炎症性腸疾患のことで、一般的には潰瘍性大腸炎とクローン病のことを指しています。

監修:東京医科歯科大学 消化器連携医療学 准教授 藤井 俊光 先生

公開:2021年9月28日
更新:2022年7月5日

監修:東京医科歯科大学医学部附属病院 消化器内科
医学部内講師 藤井 俊光 先生

IBDについて

IBDって何?

IBDとは、「Inflammatory Bowel Disease」の略で、日本語では「炎症性腸疾患」と呼ばれています。IBDは、広い意味では腸に炎症を引き起こすすべての病気を指しますが、一般的には、本サイトで解説する「潰瘍性大腸炎」と「クローン病」の2つを指す言葉として使われます。

広い意味のIBDは、原因が明らかな特異的炎症性腸疾患と、はっきりとした原因がわからない非特異的炎症性腸疾患に大別されます。特異的炎症性腸疾患には、細菌やウイルスによる感染性腸炎やある種の薬による薬剤性腸炎などがあり、これらは、原因となっている細菌や薬剤を除去することで治癒が可能です。一方、狭い意味のIBDである潰瘍性大腸炎とクローン病は、原因不明の非特異的炎症性腸疾患に分類されます。

消化管とは?

IBDを理解するためには、「消化管」について知っておく必要があります。
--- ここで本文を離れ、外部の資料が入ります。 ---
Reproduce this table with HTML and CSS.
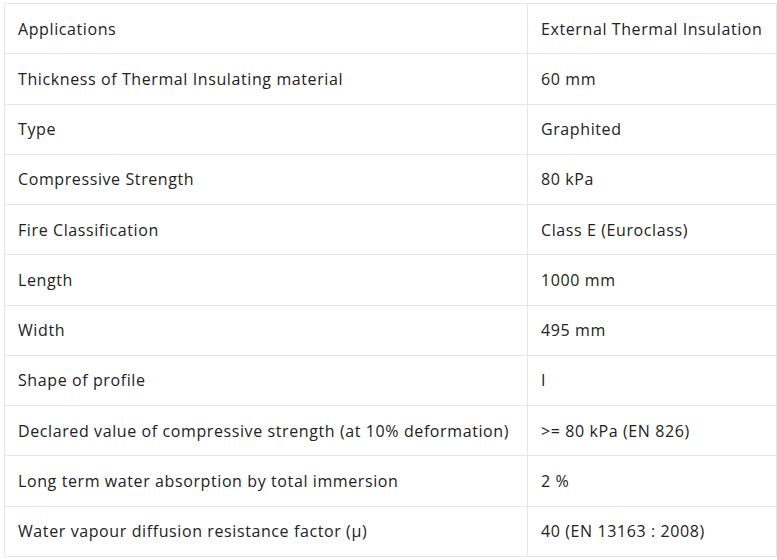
FILE: index.html
```html
<!DOCTYPE html>
<html>
<head>
<meta charset="utf-8">
<link rel="stylesheet" href="styles.css">
</head>
<body>
<table class="spec">
  <colgroup><col class="c-key"><col class="c-val"></colgroup>
  <tr><td>Applications</td><td>External Thermal Insulation</td></tr>
  <tr><td>Thickness of Thermal Insulating material</td><td>60 mm</td></tr>
  <tr><td>Type</td><td>Graphited</td></tr>
  <tr><td>Compressive Strength</td><td>80 kPa</td></tr>
  <tr><td>Fire Classification</td><td>Class E (Euroclass)</td></tr>
  <tr><td>Length</td><td>1000 mm</td></tr>
  <tr><td>Width</td><td>495 mm</td></tr>
  <tr><td>Shape of profile</td><td>I</td></tr>
  <tr><td>Declared value of compressive strength (at 10% deformation)</td><td>&gt;= 80 kPa (EN 826)</td></tr>
  <tr><td>Long term water absorption by total immersion</td><td>2 %</td></tr>
  <tr><td>Water vapour diffusion resistance factor (μ)</td><td>40 (EN 13163 : 2008)</td></tr>
</table>
</body>
</html>
```
FILE: styles.css
```css
html, body {
  margin: 0;
  padding: 0;
  background: #ffffff;
}
body {
  padding: 3px 0 0 4px;
  font-family: "Open Sans", sans-serif;
  font-size: 16px;
  letter-spacing: 0.6px;
  color: #222222;
}
.spec {
  border-collapse: collapse;
  table-layout: fixed;
  width: 772px;
}
.spec .c-key {
  width: 523px;
}
.spec .c-val {
  width: 249px;
}
.spec tr {
  height: 50.27px;
}
.spec td {
  border: 1px solid #e6e6e6;
  padding: 0 13px;
  vertical-align: middle;
  line-height: 20px;
  white-space: nowrap;
  overflow: hidden;
}
```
消化管とは食物が通る管の総称で、口から順に、口腔、咽頭、食道、胃、小腸(十二指腸・空腸・回腸)、大腸(盲腸・結腸・直腸)、肛門に分かれます。私たちが口から食べたものは、この消化管を通って少しずつ消化・吸収され、最後に残ったものが便として排泄されます。

潰瘍性大腸炎とクローン病

人間の体には、体内から異物を排除するための免疫システムが備わっています。この免疫システムが働くときに生じるのが、痛みや腫れを伴う炎症です。潰瘍性大腸炎とクローン病は、どちらも免疫システムの異常によって腸に過剰な炎症が起きる病気で、症状もよく似ています。
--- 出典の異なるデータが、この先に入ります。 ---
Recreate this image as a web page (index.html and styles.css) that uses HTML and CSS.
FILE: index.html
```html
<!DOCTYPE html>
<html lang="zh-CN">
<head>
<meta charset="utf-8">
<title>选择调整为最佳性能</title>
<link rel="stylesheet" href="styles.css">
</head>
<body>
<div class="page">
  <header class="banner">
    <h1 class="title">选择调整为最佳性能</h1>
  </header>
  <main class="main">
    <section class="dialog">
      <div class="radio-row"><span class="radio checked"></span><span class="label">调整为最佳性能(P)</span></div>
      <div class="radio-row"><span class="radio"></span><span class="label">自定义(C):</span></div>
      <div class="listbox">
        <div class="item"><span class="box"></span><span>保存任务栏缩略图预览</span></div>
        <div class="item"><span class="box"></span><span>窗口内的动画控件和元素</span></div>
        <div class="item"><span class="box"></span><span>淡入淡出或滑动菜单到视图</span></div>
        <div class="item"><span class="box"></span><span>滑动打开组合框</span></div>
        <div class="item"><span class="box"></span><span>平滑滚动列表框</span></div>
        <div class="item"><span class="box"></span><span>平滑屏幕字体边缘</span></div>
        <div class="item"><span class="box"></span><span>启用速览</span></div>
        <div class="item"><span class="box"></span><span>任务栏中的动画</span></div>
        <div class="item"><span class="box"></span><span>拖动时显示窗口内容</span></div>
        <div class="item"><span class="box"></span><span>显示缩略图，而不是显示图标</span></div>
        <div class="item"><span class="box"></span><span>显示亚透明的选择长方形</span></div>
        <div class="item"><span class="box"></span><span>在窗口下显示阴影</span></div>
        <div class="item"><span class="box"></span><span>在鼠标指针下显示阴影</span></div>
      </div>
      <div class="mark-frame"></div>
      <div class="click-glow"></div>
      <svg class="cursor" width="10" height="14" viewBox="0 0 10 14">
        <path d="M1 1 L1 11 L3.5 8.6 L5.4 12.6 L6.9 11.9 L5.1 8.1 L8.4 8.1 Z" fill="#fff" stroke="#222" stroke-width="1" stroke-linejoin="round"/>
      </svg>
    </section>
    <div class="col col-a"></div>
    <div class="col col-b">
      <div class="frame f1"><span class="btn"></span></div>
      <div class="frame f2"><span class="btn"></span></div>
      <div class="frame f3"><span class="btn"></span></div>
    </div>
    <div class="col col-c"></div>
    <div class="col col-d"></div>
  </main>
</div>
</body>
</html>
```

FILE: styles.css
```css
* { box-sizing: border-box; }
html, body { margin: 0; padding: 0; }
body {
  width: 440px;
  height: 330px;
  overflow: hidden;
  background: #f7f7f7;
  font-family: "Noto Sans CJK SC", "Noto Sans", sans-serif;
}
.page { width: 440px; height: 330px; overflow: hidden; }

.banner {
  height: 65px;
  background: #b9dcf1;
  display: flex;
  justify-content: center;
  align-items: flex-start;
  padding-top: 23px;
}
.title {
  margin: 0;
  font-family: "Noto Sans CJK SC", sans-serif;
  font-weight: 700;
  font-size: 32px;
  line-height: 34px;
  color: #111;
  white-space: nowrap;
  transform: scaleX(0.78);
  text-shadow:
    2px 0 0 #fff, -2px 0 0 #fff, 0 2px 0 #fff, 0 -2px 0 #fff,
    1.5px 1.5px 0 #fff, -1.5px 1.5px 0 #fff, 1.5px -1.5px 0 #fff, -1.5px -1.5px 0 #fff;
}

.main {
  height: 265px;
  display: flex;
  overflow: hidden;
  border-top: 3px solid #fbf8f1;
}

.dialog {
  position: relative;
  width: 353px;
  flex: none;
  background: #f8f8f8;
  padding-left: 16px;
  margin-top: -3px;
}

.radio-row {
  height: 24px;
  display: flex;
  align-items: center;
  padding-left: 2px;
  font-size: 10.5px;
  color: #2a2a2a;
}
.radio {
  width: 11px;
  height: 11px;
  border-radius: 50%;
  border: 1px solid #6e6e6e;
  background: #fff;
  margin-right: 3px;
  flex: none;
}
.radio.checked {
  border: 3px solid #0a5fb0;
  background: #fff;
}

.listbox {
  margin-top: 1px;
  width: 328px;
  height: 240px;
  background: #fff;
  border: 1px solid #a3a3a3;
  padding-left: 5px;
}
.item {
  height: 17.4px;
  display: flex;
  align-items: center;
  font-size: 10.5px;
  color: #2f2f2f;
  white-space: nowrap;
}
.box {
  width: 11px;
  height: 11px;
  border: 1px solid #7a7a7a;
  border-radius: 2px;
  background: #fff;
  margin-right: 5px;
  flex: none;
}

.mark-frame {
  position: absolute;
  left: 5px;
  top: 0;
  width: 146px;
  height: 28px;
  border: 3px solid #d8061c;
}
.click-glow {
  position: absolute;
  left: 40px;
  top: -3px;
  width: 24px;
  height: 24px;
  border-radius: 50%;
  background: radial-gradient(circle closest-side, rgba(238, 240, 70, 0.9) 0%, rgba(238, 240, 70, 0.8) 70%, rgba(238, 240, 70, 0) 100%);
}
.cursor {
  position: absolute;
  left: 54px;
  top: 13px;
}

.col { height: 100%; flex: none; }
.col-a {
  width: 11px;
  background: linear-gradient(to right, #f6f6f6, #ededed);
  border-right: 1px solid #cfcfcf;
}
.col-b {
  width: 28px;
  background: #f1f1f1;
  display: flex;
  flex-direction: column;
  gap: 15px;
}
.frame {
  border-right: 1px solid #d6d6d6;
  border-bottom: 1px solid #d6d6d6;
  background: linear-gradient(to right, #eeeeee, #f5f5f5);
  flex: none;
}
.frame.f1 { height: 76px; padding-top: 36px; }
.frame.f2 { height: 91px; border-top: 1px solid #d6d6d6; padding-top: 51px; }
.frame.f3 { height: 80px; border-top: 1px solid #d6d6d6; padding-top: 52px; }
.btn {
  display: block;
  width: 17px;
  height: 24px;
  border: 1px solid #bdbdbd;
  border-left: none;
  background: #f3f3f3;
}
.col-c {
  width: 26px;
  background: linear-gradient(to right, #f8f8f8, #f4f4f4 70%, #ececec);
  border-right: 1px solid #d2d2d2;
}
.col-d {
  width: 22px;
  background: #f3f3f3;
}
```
潰瘍性大腸炎は、大腸の粘膜に慢性的な炎症が起き、びらん(局所的で浅い傷)や潰瘍(深くえぐれた傷)ができる病気です。多くの場合、下痢や血便、腹痛などを伴います。
炎症は、粘膜の比較的浅い層で起きることが多く、直腸からS状結腸、下行結腸、横行結腸、上行結腸へと順に広がっていくという特徴があります。
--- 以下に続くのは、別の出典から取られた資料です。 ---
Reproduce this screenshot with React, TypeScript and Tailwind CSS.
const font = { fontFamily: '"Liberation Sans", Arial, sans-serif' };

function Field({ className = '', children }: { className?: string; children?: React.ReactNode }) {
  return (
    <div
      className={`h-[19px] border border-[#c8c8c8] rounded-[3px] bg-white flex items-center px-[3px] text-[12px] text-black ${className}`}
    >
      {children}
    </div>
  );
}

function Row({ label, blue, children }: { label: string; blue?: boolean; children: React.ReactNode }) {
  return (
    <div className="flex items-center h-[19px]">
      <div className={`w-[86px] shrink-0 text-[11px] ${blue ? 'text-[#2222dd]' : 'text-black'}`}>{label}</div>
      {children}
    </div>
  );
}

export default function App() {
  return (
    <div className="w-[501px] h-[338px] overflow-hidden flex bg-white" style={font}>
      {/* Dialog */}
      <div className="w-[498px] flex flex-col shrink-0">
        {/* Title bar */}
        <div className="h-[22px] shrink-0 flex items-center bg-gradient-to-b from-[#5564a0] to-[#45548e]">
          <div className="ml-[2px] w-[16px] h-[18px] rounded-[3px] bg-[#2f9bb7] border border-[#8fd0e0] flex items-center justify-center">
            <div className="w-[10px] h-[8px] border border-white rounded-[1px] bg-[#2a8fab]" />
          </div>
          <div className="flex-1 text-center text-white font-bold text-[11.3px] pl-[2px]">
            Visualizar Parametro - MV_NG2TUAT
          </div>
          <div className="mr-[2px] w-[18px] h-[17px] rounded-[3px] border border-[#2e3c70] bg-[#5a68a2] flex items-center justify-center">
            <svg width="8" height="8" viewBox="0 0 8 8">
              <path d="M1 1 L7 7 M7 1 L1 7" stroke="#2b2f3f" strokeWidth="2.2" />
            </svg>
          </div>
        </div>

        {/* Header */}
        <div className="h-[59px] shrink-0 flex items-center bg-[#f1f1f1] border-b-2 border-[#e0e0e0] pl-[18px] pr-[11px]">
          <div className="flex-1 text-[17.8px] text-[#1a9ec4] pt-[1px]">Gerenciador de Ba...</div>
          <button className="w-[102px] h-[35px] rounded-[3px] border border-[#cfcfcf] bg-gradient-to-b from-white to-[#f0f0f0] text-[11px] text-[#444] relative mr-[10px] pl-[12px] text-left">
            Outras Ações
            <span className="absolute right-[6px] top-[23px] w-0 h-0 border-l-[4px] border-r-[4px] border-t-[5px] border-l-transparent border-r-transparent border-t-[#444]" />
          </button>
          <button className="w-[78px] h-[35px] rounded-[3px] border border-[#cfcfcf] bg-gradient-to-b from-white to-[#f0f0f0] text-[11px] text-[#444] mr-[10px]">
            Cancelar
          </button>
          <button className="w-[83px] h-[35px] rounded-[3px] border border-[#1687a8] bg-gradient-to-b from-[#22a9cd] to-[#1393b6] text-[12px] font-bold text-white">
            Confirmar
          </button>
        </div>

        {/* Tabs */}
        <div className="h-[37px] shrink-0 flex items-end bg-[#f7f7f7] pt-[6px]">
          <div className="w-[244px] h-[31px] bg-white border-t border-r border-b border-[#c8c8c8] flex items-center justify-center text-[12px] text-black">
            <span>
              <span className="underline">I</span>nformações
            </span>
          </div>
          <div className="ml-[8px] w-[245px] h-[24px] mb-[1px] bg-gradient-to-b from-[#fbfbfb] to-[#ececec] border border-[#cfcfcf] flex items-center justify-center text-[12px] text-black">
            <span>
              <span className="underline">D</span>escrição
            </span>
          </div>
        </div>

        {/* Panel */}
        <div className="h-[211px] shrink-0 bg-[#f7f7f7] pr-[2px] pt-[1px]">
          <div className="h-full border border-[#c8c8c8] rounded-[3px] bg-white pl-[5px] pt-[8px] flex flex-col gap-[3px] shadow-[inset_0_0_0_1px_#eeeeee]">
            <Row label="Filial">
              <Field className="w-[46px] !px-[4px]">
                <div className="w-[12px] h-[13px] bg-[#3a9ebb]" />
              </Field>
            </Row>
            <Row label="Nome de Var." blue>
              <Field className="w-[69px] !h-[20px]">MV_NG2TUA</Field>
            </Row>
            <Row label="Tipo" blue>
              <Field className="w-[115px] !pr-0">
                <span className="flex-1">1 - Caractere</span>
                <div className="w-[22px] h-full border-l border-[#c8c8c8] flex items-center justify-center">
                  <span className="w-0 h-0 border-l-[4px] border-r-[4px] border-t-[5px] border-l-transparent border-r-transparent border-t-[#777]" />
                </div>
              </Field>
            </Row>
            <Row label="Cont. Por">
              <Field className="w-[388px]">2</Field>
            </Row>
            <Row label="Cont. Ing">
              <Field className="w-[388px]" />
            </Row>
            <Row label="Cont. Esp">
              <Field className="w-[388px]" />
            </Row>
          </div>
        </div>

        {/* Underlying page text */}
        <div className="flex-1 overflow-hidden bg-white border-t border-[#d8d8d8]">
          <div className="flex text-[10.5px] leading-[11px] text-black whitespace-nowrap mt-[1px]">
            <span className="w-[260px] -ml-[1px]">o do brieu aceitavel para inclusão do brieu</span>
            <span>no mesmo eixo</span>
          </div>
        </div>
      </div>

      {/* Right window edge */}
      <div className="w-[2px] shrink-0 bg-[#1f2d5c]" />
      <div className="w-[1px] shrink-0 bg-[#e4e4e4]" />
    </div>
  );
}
一方、クローン病は、口腔から肛門まで、消化管のどの場所でも起こります。小腸や大腸、肛門などの消化管を中心に 慢性的な炎症が起き、びらん(局所的で浅い傷)や潰瘍(深くえぐれた傷)ができる病気です。多くの場合、下痢や腹痛、発熱、体重減少などを伴います。
クローン病の炎症は、一箇所だけではなく消化管内に断続的に発生し、粘膜の浅い層から消化管壁の奥深くまで進行し、狭窄や瘻孔といった合併症を引き起こすと手術が必要になることがあります。
また、持続的な炎症が腸管狭窄やそれに伴う瘻孔を、膿瘍の合併といった器質的な障害へと進行することもあります。